An official who was privy to the developments said it was a meticulous combination of men and machines in defence that thwarted such a massive Pakistani attack.


In the dead of night, Pakistan unleashed its most audacious assault on Jammu since the 1971 war, deploying a swarm of more than a hundred Kamikaze drones and missiles in a sinister attempt to devastate the city. But what followed was a show of unmatched precision, courage and resilience.


"We are indebted to our armed forces who have saved Jammu from a major attack by Pakistan. We appreciate them for their missionary work. We never thought these bombs could be neutralised in the air," Garkhal resident Sikender Singh said.


Singh, whose family, along with more than 500 villagers, has shifted to safer camps set up by the government in Mishriwala on the Jammu outskirts, said had the bombs not been intercepted, they could have caused massive deaths and destruction.


Finest system

The Army, backed by one of the world's finest air-defence systems, intercepted the aerial barrage with astonishing accuracy -- virtually every hostile object was destroyed mid-air. Not a single vital installation was touched. Not a single civilian life was lost.

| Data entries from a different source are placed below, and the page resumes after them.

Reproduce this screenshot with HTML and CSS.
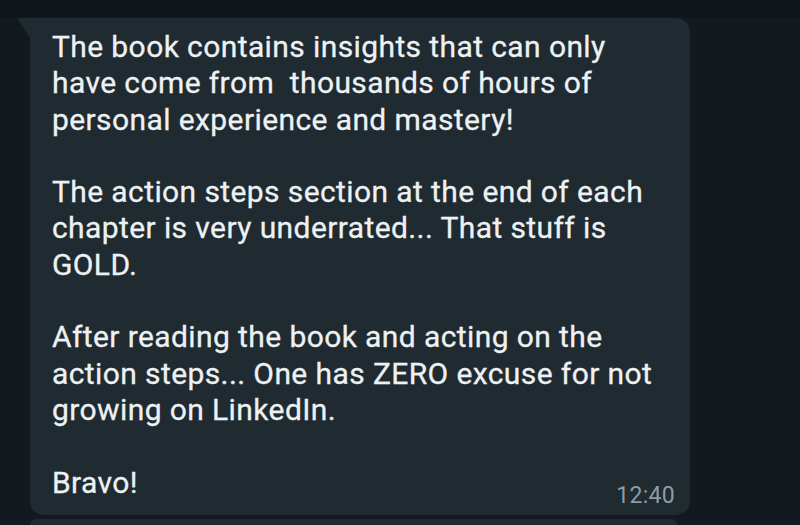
FILE: index.html
```html
<!DOCTYPE html>
<html>
<head>
<meta charset="utf-8">
<link rel="stylesheet" href="styles.css">
</head>
<body>
<div class="topband"></div>
<div class="chat">
  <div class="bubble">
    <p class="para">The book contains insights that can only<br>have come from&nbsp; thousands of hours of<br>personal experience and mastery!</p>
    <p class="para">The action steps section at the end of each<br>chapter is very underrated... That stuff is<br>GOLD.</p>
    <p class="para">After reading the book and acting on the<br>action steps... One has ZERO excuse for not<br>growing on LinkedIn.</p>
    <div class="footer">
      <p class="para last">Bravo!</p>
      <span class="time">12:40</span>
    </div>
  </div>
  <div class="bubble next"></div>
</div>
</body>
</html>
```

FILE: styles.css
```css
html, body {
  margin: 0;
  padding: 0;
  height: 100%;
  background: #121a20;
  overflow: hidden;
}
body {
  font-family: Roboto, "Noto Sans", sans-serif;
  display: flex;
  flex-direction: column;
}
.topband {
  height: 17px;
  background: #0e1419;
  flex: none;
}
.chat {
  display: flex;
  flex-direction: column;
  gap: 4px;
  padding: 1px 0 0 30px;
}
.bubble {
  position: relative;
  width: 660px;
  box-sizing: border-box;
  background: #1f2a31;
  border-radius: 0 14px 14px 14px;
  padding: 11px 16px 8px 22px;
  color: #eef1f3;
  font-size: 30px;
  font-weight: 400;
  letter-spacing: 0.4px;
  line-height: 36.3px;
  -webkit-text-stroke: 0.3px #eef1f3;
}
.bubble::before {
  content: "";
  position: absolute;
  left: -13px;
  top: 0;
  width: 13px;
  height: 20px;
  background: #1f2a31;
  clip-path: polygon(0 0, 100% 0, 100% 100%);
  border-top-left-radius: 2px;
}
.para {
  margin: 0 0 36.3px 0;
}
.footer {
  display: flex;
  justify-content: space-between;
  align-items: flex-end;
}
.para.last {
  margin: 0 0 6px 0;
}
.time {
  color: #8f9ba3;
  font-size: 23px;
  font-weight: 400;
  letter-spacing: 0.3px;
  line-height: 22px;
  margin-right: -1px;
  -webkit-text-stroke: 0;
}
.bubble.next {
  width: 647px;
  height: 6px;
  padding: 0;
  border-radius: 14px 14px 0 0;
}
.bubble.next::before {
  display: none;
}
```
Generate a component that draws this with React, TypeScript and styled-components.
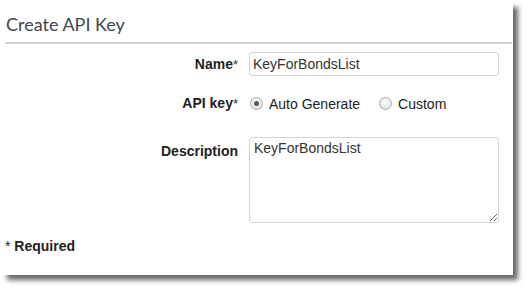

"Eight missiles from Pakistan were directed at Satwari, Samba, R S Pura and Arnia. All were intercepted and blocked by air-defence units. Visuals over Jammu reminded exactly of a Hamas-style attack on Israel, like multiple cheap rockets," an Army official said.


He said the Pakistan Army is operating and behaving like Hamas. "Drones were sighted at multiple places along the western front -- confirmed to be hostile. They are being effectively engaged by our air-defence systems. Pakistani drone attacks have been reported at various locations along the western borders and are being effectively countered by the Indian armed forces," he added.


The multi-tier air-defence system, with a twin technological security architecture of Russian and Israeli surface-to-air missile setups and the indigenous Akash, was a game changer against such attacks.


Former Jammu and Kashmir director general of police S P Vaid appreciated the armed forces and their technological security systems for effectively dealing with the Pakistani attacks.


He said 50 to 60 air attacks by Pakistan over Jammu and other places were neutralised on Thursday night by the impregnable air-defence system of the country.